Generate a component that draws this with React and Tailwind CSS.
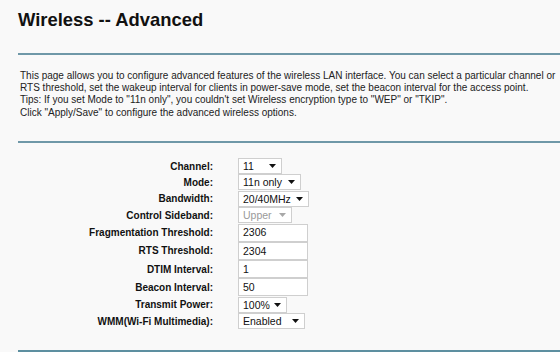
const font = { fontFamily: '"Liberation Sans", Arial, sans-serif' };

function Arrow({ disabled }) {
  return (
    <svg width="7" height="4" viewBox="0 0 7 4" className="absolute right-[5px] top-1/2 -translate-y-1/2">
      <path d="M0 0h7L3.5 4z" fill={disabled ? "#a8a8a8" : "#111"} />
    </svg>
  );
}

function Select({ value, width, disabled }) {
  return (
    <div
      className={`relative h-[16px] bg-white border border-[#cfcfcf] pl-[4px] flex items-center text-[10.5px] leading-none ${
        disabled ? "text-[#9a9a9a] bg-[#fbfbfb]" : "text-[#111]"
      }`}
      style={{ width }}
    >
      {value}
      <Arrow disabled={disabled} />
    </div>
  );
}

function Input({ value }) {
  return (
    <div className="h-[18px] w-[70px] bg-white border border-[#cfcfcf] pl-[4px] flex items-center text-[10.5px] leading-none text-[#111]">
      {value}
    </div>
  );
}

const rows = [
  { label: "Channel:", kind: "select", value: "11", width: 44 },
  { label: "Mode:", kind: "select", value: "11n only", width: 63 },
  { label: "Bandwidth:", kind: "select", value: "20/40MHz", width: 71 },
  { label: "Control Sideband:", kind: "select", value: "Upper", width: 54, disabled: true },
  { label: "Fragmentation Threshold:", kind: "input", value: "2306" },
  { label: "RTS Threshold:", kind: "input", value: "2304" },
  { label: "DTIM Interval:", kind: "input", value: "1" },
  { label: "Beacon Interval:", kind: "input", value: "50" },
  { label: "Transmit Power:", kind: "select", value: "100%", width: 49 },
  { label: "WMM(Wi-Fi Multimedia):", kind: "select", value: "Enabled", width: 67 },
];

export default function App() {
  return (
    <div className="w-[560px] h-[352px] overflow-hidden bg-[#f9f9f9] pl-[18px] pt-[9px] text-[#1a1a1a]" style={font}>
      <h1 className="text-[18.4px] leading-[21px] font-bold text-[#111]">Wireless -- Advanced</h1>
      <div className="mt-[23px] h-[2px] bg-[#6f98a8]" />

      {/* description */}
      <div className="mt-[15px] pl-[2px] text-[10px] leading-[12.2px] whitespace-nowrap text-[#222]">
        <p>This page allows you to configure advanced features of the wireless LAN interface. You can select a particular channel or</p>
        <p>RTS threshold, set the wakeup interval for clients in power-save mode, set the beacon interval for the access point.</p>
        <p>Tips: If you set Mode to "11n only", you couldn't set Wireless encryption type to "WEP" or "TKIP".</p>
        <p>Click "Apply/Save" to configure the advanced wireless options.</p>
      </div>

      <div className="mt-[22px] h-[2px] bg-[#6f98a8]" />

      {/* settings form */}
      <div className="mt-[15px] flex flex-col">
        {rows.map((r) => (
          <div
            key={r.label}
            className={`flex items-center ${r.kind === "input" ? "h-[18.3px]" : "h-[16.4px]"}`}
          >
            <div className="w-[195px] text-right text-[10px] font-bold text-[#111]">{r.label}</div>
            <div className="ml-[25px]">
              {r.kind === "input" ? (
                <Input value={r.value} />
              ) : (
                <Select value={r.value} width={r.width} disabled={r.disabled} />
              )}
            </div>
          </div>
        ))}
      </div>

      <div className="mt-[21px] h-[2px] bg-[#5d8fa0]" />
    </div>
  );
}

--

** AIM **
Every line of text is to be repeated exactly; pictures are left out.

** RESULT OF THIS TASK **
Generate a component that draws this with React and Tailwind CSS.
const font = { fontFamily: '"Liberation Sans", Arial, sans-serif' };

function Arrow({ disabled }) {
  return (
    <svg width="7" height="4" viewBox="0 0 7 4" className="absolute right-[5px] top-1/2 -translate-y-1/2">
      <path d="M0 0h7L3.5 4z" fill={disabled ? "#a8a8a8" : "#111"} />
    </svg>
  );
}

function Select({ value, width, disabled }) {
  return (
    <div
      className={`relative h-[16px] bg-white border border-[#cfcfcf] pl-[4px] flex items-center text-[10.5px] leading-none ${
        disabled ? "text-[#9a9a9a] bg-[#fbfbfb]" : "text-[#111]"
      }`}
      style={{ width }}
    >
      {value}
      <Arrow disabled={disabled} />
    </div>
  );
}

function Input({ value }) {
  return (
    <div className="h-[18px] w-[70px] bg-white border border-[#cfcfcf] pl-[4px] flex items-center text-[10.5px] leading-none text-[#111]">
      {value}
    </div>
  );
}

const rows = [
  { label: "Channel:", kind: "select", value: "11", width: 44 },
  { label: "Mode:", kind: "select", value: "11n only", width: 63 },
  { label: "Bandwidth:", kind: "select", value: "20/40MHz", width: 71 },
  { label: "Control Sideband:", kind: "select", value: "Upper", width: 54, disabled: true },
  { label: "Fragmentation Threshold:", kind: "input", value: "2306" },
  { label: "RTS Threshold:", kind: "input", value: "2304" },
  { label: "DTIM Interval:", kind: "input", value: "1" },
  { label: "Beacon Interval:", kind: "input", value: "50" },
  { label: "Transmit Power:", kind: "select", value: "100%", width: 49 },
  { label: "WMM(Wi-Fi Multimedia):", kind: "select", value: "Enabled", width: 67 },
];

export default function App() {
  return (
    <div className="w-[560px] h-[352px] overflow-hidden bg-[#f9f9f9] pl-[18px] pt-[9px] text-[#1a1a1a]" style={font}>
      <h1 className="text-[18.4px] leading-[21px] font-bold text-[#111]">Wireless -- Advanced</h1>
      <div className="mt-[23px] h-[2px] bg-[#6f98a8]" />

      {/* description */}
      <div className="mt-[15px] pl-[2px] text-[10px] leading-[12.2px] whitespace-nowrap text-[#222]">
        <p>This page allows you to configure advanced features of the wireless LAN interface. You can select a particular channel or</p>
        <p>RTS threshold, set the wakeup interval for clients in power-save mode, set the beacon interval for the access point.</p>
        <p>Tips: If you set Mode to "11n only", you couldn't set Wireless encryption type to "WEP" or "TKIP".</p>
        <p>Click "Apply/Save" to configure the advanced wireless options.</p>
      </div>

      <div className="mt-[22px] h-[2px] bg-[#6f98a8]" />

      {/* settings form */}
      <div className="mt-[15px] flex flex-col">
        {rows.map((r) => (
          <div
            key={r.label}
            className={`flex items-center ${r.kind === "input" ? "h-[18.3px]" : "h-[16.4px]"}`}
          >
            <div className="w-[195px] text-right text-[10px] font-bold text-[#111]">{r.label}</div>
            <div className="ml-[25px]">
              {r.kind === "input" ? (
                <Input value={r.value} />
              ) : (
                <Select value={r.value} width={r.width} disabled={r.disabled} />
              )}
            </div>
          </div>
        ))}
      </div>

      <div className="mt-[21px] h-[2px] bg-[#5d8fa0]" />
    </div>
  );
}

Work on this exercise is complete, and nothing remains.